For children from lower-income households, block-building behaviors at age 3 predicted both spatial skills and math skills at age 5. For higher-income children, the structural complexity of their builds was the stronger predictor. Either way, early block play gave children a measurable advantage in thinking about shapes, space, and quantity before they ever entered a formal classroom.

A Surprising Link to Later Math Achievement

The connection between blocks and math isn’t instant, but it’s real. A study tracking children from preschool through high school found no significant correlation between preschool block performance and math scores in third or fifth grade. But by seventh grade, a significant correlation with standardized math scores appeared, and by high school, block play performance correlated positively with all math outcome measures.

This delayed effect makes sense when you consider what higher-level math actually demands. Elementary math relies heavily on memorization and procedures. The spatial reasoning, pattern recognition, and logical sequencing that blocks develop become far more relevant when students encounter geometry, algebra, and data analysis. Research from Purdue University found that a structured block play program improved numeracy, shape recognition, and mathematical language in young children, laying groundwork for those later gains.

Executive Function Gets a Workout

Executive function is the set of mental skills that lets a child pay attention, hold information in mind, and resist impulsive responses in favor of better ones. These skills are critical for school readiness and self-regulation, and block play exercises all of them at once.

The Purdue study found that children who participated in a semi-structured block play program showed improvements in two specific areas: cognitive flexibility (the ability to shift thinking when a strategy isn’t working) and global executive functioning (the overall ability to manage attention, memory, and behavior). When a child’s tower keeps falling and they have to try a different base, or when they abandon one design idea in favor of something that actually stands up, they’re practicing exactly the kind of adaptive thinking that the prefrontal cortex controls. Preschool programs like Tools of the Mind have built on this principle, using complex play to get children to make elaborate plans and exercise self-restraint.

Blocks Build Language Too

This is the benefit most parents don’t expect. When children build together, they talk. They negotiate who places which block, narrate what they’re creating, explain their plans, and argue about design choices. All of that conversation drives language development in ways that are hard to replicate with solitary toys.

Research from the Early Childhood Research & Practice journal found that block centers naturally support sociodramatic play, where children invent stories and scenarios around what they’re building. Through this kind of play, children develop the ability to express thoughts in a logical sequence, share ideas about events that aren’t happening right in front of them, and build vocabulary. When researchers enriched block play environments with additional props and adult guidance, children produced more language and more complex language structures. The key ingredients were open-ended materials, a social setting, and just enough adult involvement to extend the play without taking it over.

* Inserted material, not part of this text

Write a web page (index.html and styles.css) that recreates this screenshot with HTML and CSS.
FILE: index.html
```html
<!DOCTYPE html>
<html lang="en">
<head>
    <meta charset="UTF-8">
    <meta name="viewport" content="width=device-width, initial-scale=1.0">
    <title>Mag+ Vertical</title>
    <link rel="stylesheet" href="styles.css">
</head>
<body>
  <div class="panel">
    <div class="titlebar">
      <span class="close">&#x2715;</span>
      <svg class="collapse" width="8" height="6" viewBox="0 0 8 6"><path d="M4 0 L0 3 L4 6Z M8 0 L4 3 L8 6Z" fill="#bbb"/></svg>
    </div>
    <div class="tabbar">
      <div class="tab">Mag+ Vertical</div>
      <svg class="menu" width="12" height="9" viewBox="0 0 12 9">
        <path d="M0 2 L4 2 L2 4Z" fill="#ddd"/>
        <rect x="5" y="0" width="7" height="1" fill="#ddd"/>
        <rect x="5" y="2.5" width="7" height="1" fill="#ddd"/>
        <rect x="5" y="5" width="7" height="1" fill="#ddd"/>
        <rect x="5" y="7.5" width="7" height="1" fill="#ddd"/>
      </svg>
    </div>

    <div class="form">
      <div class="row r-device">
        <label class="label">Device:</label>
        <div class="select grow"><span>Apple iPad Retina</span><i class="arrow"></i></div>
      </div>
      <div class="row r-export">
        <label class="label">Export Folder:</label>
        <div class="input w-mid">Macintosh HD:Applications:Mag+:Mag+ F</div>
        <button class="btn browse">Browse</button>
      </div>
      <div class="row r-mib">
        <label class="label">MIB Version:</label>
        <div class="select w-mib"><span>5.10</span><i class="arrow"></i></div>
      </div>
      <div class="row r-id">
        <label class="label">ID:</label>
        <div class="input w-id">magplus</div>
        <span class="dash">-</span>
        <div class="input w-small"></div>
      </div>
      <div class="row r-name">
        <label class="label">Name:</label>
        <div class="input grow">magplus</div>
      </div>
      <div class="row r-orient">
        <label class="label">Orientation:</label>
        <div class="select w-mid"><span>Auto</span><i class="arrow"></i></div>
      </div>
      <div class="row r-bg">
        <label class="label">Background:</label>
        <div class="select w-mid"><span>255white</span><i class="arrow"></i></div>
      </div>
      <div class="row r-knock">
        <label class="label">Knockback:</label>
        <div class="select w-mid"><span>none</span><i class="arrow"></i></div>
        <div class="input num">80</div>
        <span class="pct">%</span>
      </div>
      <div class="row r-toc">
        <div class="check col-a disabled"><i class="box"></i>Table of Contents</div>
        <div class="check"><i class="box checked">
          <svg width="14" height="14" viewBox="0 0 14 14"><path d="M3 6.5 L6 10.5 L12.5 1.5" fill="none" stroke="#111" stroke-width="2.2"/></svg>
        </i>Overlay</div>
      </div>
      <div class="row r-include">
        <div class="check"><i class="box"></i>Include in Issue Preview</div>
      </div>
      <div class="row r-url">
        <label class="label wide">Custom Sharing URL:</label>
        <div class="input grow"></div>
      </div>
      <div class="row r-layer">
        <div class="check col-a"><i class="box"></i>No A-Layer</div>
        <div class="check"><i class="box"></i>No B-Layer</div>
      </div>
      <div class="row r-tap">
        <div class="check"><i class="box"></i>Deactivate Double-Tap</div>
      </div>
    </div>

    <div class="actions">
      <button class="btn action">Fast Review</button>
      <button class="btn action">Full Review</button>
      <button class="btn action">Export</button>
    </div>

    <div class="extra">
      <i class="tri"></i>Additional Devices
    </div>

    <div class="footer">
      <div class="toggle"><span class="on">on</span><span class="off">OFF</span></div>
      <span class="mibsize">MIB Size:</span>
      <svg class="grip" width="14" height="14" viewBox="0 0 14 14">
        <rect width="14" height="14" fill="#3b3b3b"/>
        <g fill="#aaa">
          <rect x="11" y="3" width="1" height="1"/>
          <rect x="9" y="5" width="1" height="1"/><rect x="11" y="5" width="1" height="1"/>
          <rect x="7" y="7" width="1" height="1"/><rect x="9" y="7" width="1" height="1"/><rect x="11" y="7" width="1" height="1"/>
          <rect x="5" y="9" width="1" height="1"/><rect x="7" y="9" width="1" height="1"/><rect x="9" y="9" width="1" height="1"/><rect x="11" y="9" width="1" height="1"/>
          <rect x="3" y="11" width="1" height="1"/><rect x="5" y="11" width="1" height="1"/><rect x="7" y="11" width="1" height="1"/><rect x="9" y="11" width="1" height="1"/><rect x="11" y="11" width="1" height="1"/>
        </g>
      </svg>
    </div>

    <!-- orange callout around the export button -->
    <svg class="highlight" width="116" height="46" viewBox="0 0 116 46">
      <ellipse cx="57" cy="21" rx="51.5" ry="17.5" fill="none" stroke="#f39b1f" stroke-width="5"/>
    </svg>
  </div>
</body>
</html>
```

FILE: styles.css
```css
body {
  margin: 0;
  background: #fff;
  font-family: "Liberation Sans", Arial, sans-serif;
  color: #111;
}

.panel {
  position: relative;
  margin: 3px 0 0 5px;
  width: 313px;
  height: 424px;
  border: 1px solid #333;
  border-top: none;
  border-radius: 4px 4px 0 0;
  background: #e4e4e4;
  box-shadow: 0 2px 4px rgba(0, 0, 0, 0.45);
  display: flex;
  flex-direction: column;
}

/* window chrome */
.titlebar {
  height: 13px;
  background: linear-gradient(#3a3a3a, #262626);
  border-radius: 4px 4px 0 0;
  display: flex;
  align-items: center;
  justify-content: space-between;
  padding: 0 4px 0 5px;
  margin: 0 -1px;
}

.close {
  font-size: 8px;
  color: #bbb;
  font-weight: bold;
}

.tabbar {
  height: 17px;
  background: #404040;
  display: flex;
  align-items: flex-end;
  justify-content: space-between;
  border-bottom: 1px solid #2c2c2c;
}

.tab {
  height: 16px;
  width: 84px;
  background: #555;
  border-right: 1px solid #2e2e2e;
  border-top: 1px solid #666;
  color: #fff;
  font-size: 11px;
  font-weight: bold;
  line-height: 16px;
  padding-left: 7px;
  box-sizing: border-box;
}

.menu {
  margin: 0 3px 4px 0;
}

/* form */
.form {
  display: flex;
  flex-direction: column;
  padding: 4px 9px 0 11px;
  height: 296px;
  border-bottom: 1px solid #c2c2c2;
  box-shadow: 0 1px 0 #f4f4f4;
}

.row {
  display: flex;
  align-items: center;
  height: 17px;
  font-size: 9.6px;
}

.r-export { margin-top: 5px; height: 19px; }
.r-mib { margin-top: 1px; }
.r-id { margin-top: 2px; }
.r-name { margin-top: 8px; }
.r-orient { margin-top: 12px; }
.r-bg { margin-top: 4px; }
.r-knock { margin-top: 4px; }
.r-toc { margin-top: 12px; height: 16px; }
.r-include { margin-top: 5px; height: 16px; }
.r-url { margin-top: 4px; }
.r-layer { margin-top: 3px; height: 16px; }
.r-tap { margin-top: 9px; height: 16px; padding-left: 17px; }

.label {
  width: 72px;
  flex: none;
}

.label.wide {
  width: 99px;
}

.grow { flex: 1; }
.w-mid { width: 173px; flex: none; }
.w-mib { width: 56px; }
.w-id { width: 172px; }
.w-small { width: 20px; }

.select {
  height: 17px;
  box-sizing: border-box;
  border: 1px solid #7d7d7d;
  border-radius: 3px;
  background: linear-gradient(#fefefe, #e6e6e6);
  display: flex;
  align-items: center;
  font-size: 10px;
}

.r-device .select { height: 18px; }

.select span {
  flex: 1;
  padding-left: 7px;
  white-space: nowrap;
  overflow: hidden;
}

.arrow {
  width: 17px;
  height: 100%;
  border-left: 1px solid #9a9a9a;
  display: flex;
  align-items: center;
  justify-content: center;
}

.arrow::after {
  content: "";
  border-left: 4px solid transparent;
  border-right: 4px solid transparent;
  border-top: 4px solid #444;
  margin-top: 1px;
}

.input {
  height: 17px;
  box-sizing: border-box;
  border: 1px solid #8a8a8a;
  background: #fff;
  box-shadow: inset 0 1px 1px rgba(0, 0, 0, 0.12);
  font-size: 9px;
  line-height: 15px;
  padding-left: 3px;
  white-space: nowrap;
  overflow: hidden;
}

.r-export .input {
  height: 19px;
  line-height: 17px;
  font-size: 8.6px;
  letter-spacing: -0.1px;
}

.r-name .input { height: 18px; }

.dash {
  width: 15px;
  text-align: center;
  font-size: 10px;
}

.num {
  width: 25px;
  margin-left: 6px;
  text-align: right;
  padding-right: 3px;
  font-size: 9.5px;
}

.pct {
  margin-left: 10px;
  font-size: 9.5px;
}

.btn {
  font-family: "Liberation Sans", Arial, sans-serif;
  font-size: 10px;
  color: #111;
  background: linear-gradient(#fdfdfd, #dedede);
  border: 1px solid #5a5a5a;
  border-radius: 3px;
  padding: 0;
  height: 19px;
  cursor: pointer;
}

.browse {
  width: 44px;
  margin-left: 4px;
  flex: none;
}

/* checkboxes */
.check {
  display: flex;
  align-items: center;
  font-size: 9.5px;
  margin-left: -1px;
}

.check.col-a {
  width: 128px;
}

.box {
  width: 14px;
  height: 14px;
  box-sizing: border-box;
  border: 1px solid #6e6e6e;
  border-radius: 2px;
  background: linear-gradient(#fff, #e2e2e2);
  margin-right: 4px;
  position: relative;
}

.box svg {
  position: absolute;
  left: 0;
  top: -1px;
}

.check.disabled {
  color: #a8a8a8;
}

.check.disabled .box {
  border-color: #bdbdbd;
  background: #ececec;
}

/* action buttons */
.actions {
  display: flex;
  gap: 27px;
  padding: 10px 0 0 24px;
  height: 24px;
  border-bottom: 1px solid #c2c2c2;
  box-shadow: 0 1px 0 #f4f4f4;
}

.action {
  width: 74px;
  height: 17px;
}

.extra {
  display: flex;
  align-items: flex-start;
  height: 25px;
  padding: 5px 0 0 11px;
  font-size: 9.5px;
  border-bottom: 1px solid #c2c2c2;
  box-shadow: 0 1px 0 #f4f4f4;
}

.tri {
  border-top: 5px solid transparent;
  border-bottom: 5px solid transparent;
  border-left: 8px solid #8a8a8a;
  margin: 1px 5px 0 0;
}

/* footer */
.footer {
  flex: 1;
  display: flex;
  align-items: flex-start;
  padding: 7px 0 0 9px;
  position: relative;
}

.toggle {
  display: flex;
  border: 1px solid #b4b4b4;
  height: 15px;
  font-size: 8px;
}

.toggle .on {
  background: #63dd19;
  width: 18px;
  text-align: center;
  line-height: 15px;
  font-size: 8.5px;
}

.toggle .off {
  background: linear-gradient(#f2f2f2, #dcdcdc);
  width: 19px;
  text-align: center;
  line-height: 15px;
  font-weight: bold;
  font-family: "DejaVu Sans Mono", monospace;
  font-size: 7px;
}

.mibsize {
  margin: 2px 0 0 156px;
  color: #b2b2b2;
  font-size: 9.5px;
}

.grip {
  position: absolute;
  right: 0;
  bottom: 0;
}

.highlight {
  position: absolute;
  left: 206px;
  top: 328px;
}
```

Children who re-created stories during block play also practiced retelling events in sequence and developed common themes they could use as a starting point for conversations with peers. For children still developing their language abilities, this kind of structured-but-free interaction can be more productive than direct instruction.

How Block Play Evolves With Age

Children don’t just “play with blocks” the same way at every age. Their building follows a predictable developmental progression, and each stage reflects growing cognitive sophistication.

  • Carrying and exploring (around 12 to 18 months): Toddlers first learn the physical properties of blocks. How heavy are they? What do they feel like? What happens when you drop them? This sensory exploration is the foundation for everything that follows.
  • Stacking (around 18 months to 2 years): Children begin making horizontal rows and vertical towers. Younger toddlers are often more interested in knocking towers down than building them up, which is a normal part of learning about cause and effect.
  • Bridging and enclosures (around 3 to 4 years): This is where spatial reasoning visibly accelerates. Bridging means placing two blocks with a gap between them, then spanning that gap with a third block. Enclosures involve arranging blocks to surround a space. Both require planning and an understanding of structural relationships.
  • Complex structures and representation (around 4 to 5 years): Children begin replicating real-world designs, combining horizontal and vertical elements, and naming their creations. They use blocks to represent things they’ve seen, which requires memory, abstraction, and intentional design.

Older toddlers also begin using their developing math skills during block play, counting how many blocks they’ve stacked or comparing the height of two towers. These small, self-directed math moments add up over time.

Getting the Most From Block Play

The National Association for the Education of Young Children recommends that every early childhood classroom include a full set of unit blocks, open storage shelves, props tied to children’s current interests, and plenty of space and time to build. The same principles apply at home. Blocks don’t need to be expensive or elaborate, but children do need enough of them to build something meaningful, and they need uninterrupted time to experiment.

The research consistently points to a few conditions that make block play most effective. Social settings matter: children learn more language and practice more negotiation when they build with others. Light adult involvement helps too. You don’t need to direct the play, but asking “What are you building?” or “What would happen if you tried it this way?” extends the thinking. And variety in materials, whether that means adding toy animals, fabric, or cardboard tubes to the block area, sparks new building scenarios and richer imaginative play.

Structured block activities, where a child follows a pattern or tries to replicate a model, seem to be especially effective for math and executive function gains. But free, open-ended building is where language, creativity, and social skills flourish. A mix of both gives children the broadest cognitive benefit.